Ok, i have to rethink/find out how to solder the esp32/esp8266 onto such a board...

Re: The Rig

Posted: 23 Jan 2018, 00:10
by toffel969
LisaM wrote: 22 Jan 2018, 22:34
LisaM wrote: 20 Jan 2018, 18:17
grovkillen wrote: 20 Jan 2018, 16:55 Wow Lisa. Great boards. Made them yourself?
Ali made them for me... :D https://www.aliexpress.com/item/7x9CM-7 ... 46336.html
:oops: :oops: :oops:
I screwed up the first board, just couldn't get the esp32 onto the board without bridging two or more pins. For now i gave up on it.
Ok, i have to rethink/find out how to solder the esp32/esp8266 onto such a board...
Sorry to hear that... hot air gun + soldering paste should do the trick, essentially smd soldering.
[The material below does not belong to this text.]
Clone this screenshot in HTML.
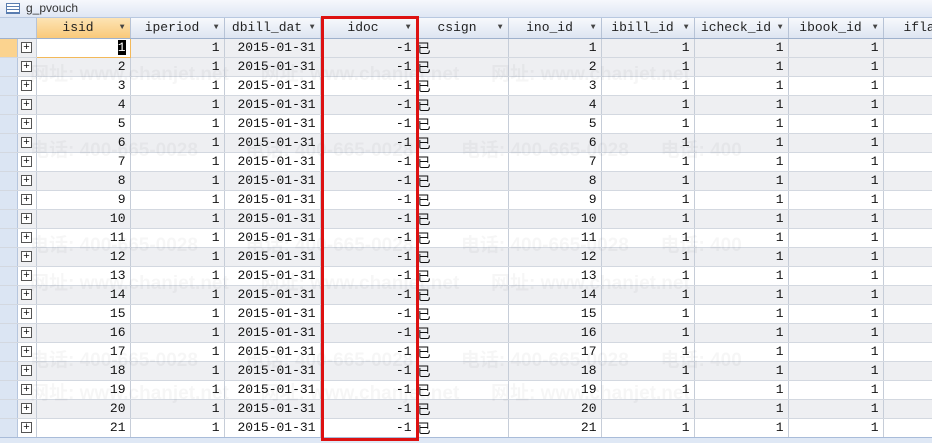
<!DOCTYPE html>
<html><head><meta charset="utf-8"><style>
*{margin:0;padding:0;box-sizing:border-box}
body{width:932px;height:443px;overflow:hidden;background:#fff;font-family:"Liberation Mono","Noto Sans CJK SC",monospace;font-size:13px;color:#111;position:relative}
.title{position:absolute;left:0;top:0;width:932px;height:18px;background:linear-gradient(#f6f8fc,#dfe7f4);border-bottom:1px solid #b8c8e0;font-family:"Liberation Sans",sans-serif;font-size:12px;color:#333;padding-left:26px;line-height:17px}
.ticon{position:absolute;left:6px;top:3px;width:14px;height:11px;border:1px solid #5a7db0;background:repeating-linear-gradient(#fff 0 2px,#5a7db0 2px 3px)}
table{position:absolute;left:0;top:18px;border-collapse:collapse;table-layout:fixed;width:1023px}
td,th{height:19px;border-right:1px solid #c6cdd8;border-bottom:1px solid #d3d8e0;padding:0 4px;white-space:nowrap;overflow:hidden;font-weight:normal;line-height:18px}
th{height:20px;background:linear-gradient(#f7f9fc,#dde5f1);border-right:1px solid #b7c3d6;border-bottom:1px solid #9fb1cc;text-align:center;padding-right:14px;position:relative;color:#222}
th span{font-size:8px;color:#444;position:absolute;right:5px;top:1px}
td{text-align:right}
td.s{background:#dbe5f3;border-right:1px solid #b6c6de;padding:0}
td.e{text-align:center;padding:0}
td.e i{display:inline-block;width:11px;height:11px;border:1px solid #555;background:#fff;font-style:normal;font-size:11px;line-height:8px;text-align:center;font-family:"Liberation Sans",sans-serif;vertical-align:middle}
tr.g td{background:#eeeff2}
tr.g td.s{background:#dbe5f3}
td.l{text-align:left;padding-left:1px;font-family:"Noto Sans CJK SC",sans-serif}
.red{position:absolute;left:321px;top:16px;width:98px;height:425px;border:3px solid #dd1111}
.bot{position:absolute;left:0;top:437px;width:932px;height:6px;background:#dfe8f5;border-top:1px solid #a9bcd9}
.wm{position:absolute;color:rgba(0,0,0,0.035);font-family:"Liberation Sans","Noto Sans CJK SC",sans-serif;font-size:19px;font-weight:bold;white-space:nowrap}
</style></head><body>
<div class="title"><div class="ticon"></div>g_pvouch</div>
<table>
<colgroup><col style="width:17px"><col style="width:19px"><col style="width:94px"><col style="width:94px"><col style="width:96px"><col style="width:96px"><col style="width:92px"><col style="width:93px"><col style="width:93px"><col style="width:94px"><col style="width:95px"><col style="width:140px"></colgroup>
<tr><th style="background:#dbe5f3;border-right:none;padding:0"></th><th style="background:#dbe5f3;padding:0"></th><th style="background:linear-gradient(#fde4b4,#f9c97a)">isid<span>▼</span></th><th>iperiod<span>▼</span></th><th>dbill_dat<span>▼</span></th><th>idoc<span>▼</span></th><th>csign<span>▼</span></th><th>ino_id<span>▼</span></th><th>ibill_id<span>▼</span></th><th>icheck_id<span>▼</span></th><th>ibook_id<span>▼</span></th><th style="text-align:left;padding-left:20px">ifla</th></tr>
<tr class="g"><td class="s" style="background:#fbd38f"></td><td class="e"><i>+</i></td><td style="background:#fff;border:1px solid #f3b95a"><span style="background:#000;color:#fff">1</span></td><td>1</td><td>2015-01-31</td><td>-1</td><td class="l">已</td><td>1</td><td>1</td><td>1</td><td>1</td><td></td></tr>
<tr class="g"><td class="s"></td><td class="e"><i>+</i></td><td>2</td><td>1</td><td>2015-01-31</td><td>-1</td><td class="l">已</td><td>2</td><td>1</td><td>1</td><td>1</td><td></td></tr>
<tr><td class="s"></td><td class="e"><i>+</i></td><td>3</td><td>1</td><td>2015-01-31</td><td>-1</td><td class="l">已</td><td>3</td><td>1</td><td>1</td><td>1</td><td></td></tr>
<tr class="g"><td class="s"></td><td class="e"><i>+</i></td><td>4</td><td>1</td><td>2015-01-31</td><td>-1</td><td class="l">已</td><td>4</td><td>1</td><td>1</td><td>1</td><td></td></tr>
<tr><td class="s"></td><td class="e"><i>+</i></td><td>5</td><td>1</td><td>2015-01-31</td><td>-1</td><td class="l">已</td><td>5</td><td>1</td><td>1</td><td>1</td><td></td></tr>
<tr class="g"><td class="s"></td><td class="e"><i>+</i></td><td>6</td><td>1</td><td>2015-01-31</td><td>-1</td><td class="l">已</td><td>6</td><td>1</td><td>1</td><td>1</td><td></td></tr>
<tr><td class="s"></td><td class="e"><i>+</i></td><td>7</td><td>1</td><td>2015-01-31</td><td>-1</td><td class="l">已</td><td>7</td><td>1</td><td>1</td><td>1</td><td></td></tr>
<tr class="g"><td class="s"></td><td class="e"><i>+</i></td><td>8</td><td>1</td><td>2015-01-31</td><td>-1</td><td class="l">已</td><td>8</td><td>1</td><td>1</td><td>1</td><td></td></tr>
<tr><td class="s"></td><td class="e"><i>+</i></td><td>9</td><td>1</td><td>2015-01-31</td><td>-1</td><td class="l">已</td><td>9</td><td>1</td><td>1</td><td>1</td><td></td></tr>
<tr class="g"><td class="s"></td><td class="e"><i>+</i></td><td>10</td><td>1</td><td>2015-01-31</td><td>-1</td><td class="l">已</td><td>10</td><td>1</td><td>1</td><td>1</td><td></td></tr>
<tr><td class="s"></td><td class="e"><i>+</i></td><td>11</td><td>1</td><td>2015-01-31</td><td>-1</td><td class="l">已</td><td>11</td><td>1</td><td>1</td><td>1</td><td></td></tr>
<tr class="g"><td class="s"></td><td class="e"><i>+</i></td><td>12</td><td>1</td><td>2015-01-31</td><td>-1</td><td class="l">已</td><td>12</td><td>1</td><td>1</td><td>1</td><td></td></tr>
<tr><td class="s"></td><td class="e"><i>+</i></td><td>13</td><td>1</td><td>2015-01-31</td><td>-1</td><td class="l">已</td><td>13</td><td>1</td><td>1</td><td>1</td><td></td></tr>
<tr class="g"><td class="s"></td><td class="e"><i>+</i></td><td>14</td><td>1</td><td>2015-01-31</td><td>-1</td><td class="l">已</td><td>14</td><td>1</td><td>1</td><td>1</td><td></td></tr>
<tr><td class="s"></td><td class="e"><i>+</i></td><td>15</td><td>1</td><td>2015-01-31</td><td>-1</td><td class="l">已</td><td>15</td><td>1</td><td>1</td><td>1</td><td></td></tr>
<tr class="g"><td class="s"></td><td class="e"><i>+</i></td><td>16</td><td>1</td><td>2015-01-31</td><td>-1</td><td class="l">已</td><td>16</td><td>1</td><td>1</td><td>1</td><td></td></tr>
<tr><td class="s"></td><td class="e"><i>+</i></td><td>17</td><td>1</td><td>2015-01-31</td><td>-1</td><td class="l">已</td><td>17</td><td>1</td><td>1</td><td>1</td><td></td></tr>
<tr class="g"><td class="s"></td><td class="e"><i>+</i></td><td>18</td><td>1</td><td>2015-01-31</td><td>-1</td><td class="l">已</td><td>18</td><td>1</td><td>1</td><td>1</td><td></td></tr>
<tr><td class="s"></td><td class="e"><i>+</i></td><td>19</td><td>1</td><td>2015-01-31</td><td>-1</td><td class="l">已</td><td>19</td><td>1</td><td>1</td><td>1</td><td></td></tr>
<tr class="g"><td class="s"></td><td class="e"><i>+</i></td><td>20</td><td>1</td><td>2015-01-31</td><td>-1</td><td class="l">已</td><td>20</td><td>1</td><td>1</td><td>1</td><td></td></tr>
<tr><td class="s"></td><td class="e"><i>+</i></td><td>21</td><td>1</td><td>2015-01-31</td><td>-1</td><td class="l">已</td><td>21</td><td>1</td><td>1</td><td>1</td><td></td></tr>
</table>
<div class="wm" style="left:30px;top:135px">电话: 400-665-0028 &nbsp;&nbsp;&nbsp;&nbsp;&nbsp;&nbsp;&nbsp; 电话: 400-665-0028 &nbsp;&nbsp;&nbsp;&nbsp;&nbsp;&nbsp;&nbsp; 电话: 400-665-0028 &nbsp;&nbsp;&nbsp;&nbsp; 电话: 400</div>
<div class="wm" style="left:30px;top:59px">网址: www.chanjet.net &nbsp;&nbsp;&nbsp;&nbsp; 网址: www.chanjet.net &nbsp;&nbsp;&nbsp;&nbsp; 网址: www.chanjet.net</div>
<div class="wm" style="left:30px;top:230px">电话: 400-665-0028 &nbsp;&nbsp;&nbsp;&nbsp;&nbsp;&nbsp;&nbsp; 电话: 400-665-0028 &nbsp;&nbsp;&nbsp;&nbsp;&nbsp;&nbsp;&nbsp; 电话: 400-665-0028 &nbsp;&nbsp;&nbsp;&nbsp; 电话: 400</div>
<div class="wm" style="left:30px;top:268px">网址: www.chanjet.net &nbsp;&nbsp;&nbsp;&nbsp; 网址: www.chanjet.net &nbsp;&nbsp;&nbsp;&nbsp; 网址: www.chanjet.net</div>
<div class="wm" style="left:30px;top:345px">电话: 400-665-0028 &nbsp;&nbsp;&nbsp;&nbsp;&nbsp;&nbsp;&nbsp; 电话: 400-665-0028 &nbsp;&nbsp;&nbsp;&nbsp;&nbsp;&nbsp;&nbsp; 电话: 400-665-0028 &nbsp;&nbsp;&nbsp;&nbsp; 电话: 400</div>
<div class="wm" style="left:30px;top:378px">网址: www.chanjet.net &nbsp;&nbsp;&nbsp;&nbsp; 网址: www.chanjet.net &nbsp;&nbsp;&nbsp;&nbsp; 网址: www.chanjet.net</div>
<div class="bot"></div>
<div class="red"></div>
</body></html>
https://www.ebay.de/i/282663336169?chn=ps
that one works for me

Re: The Rig

Posted: 23 Jan 2018, 06:22
by grovkillen
LisaM wrote: 22 Jan 2018, 22:34
LisaM wrote: 20 Jan 2018, 18:17
grovkillen wrote: 20 Jan 2018, 16:55 Wow Lisa. Great boards. Made them yourself?
Ali made them for me... :D https://www.aliexpress.com/item/7x9CM-7 ... 46336.html
:oops: :oops: :oops:
I screwed up the first board, just couldn't get the esp32 onto the board without bridging two or more pins. For now i gave up on it.
Ok, i have to rethink/find out how to solder the esp32/esp8266 onto such a board...
I ordered a bunch. Hopefully I get more lucky.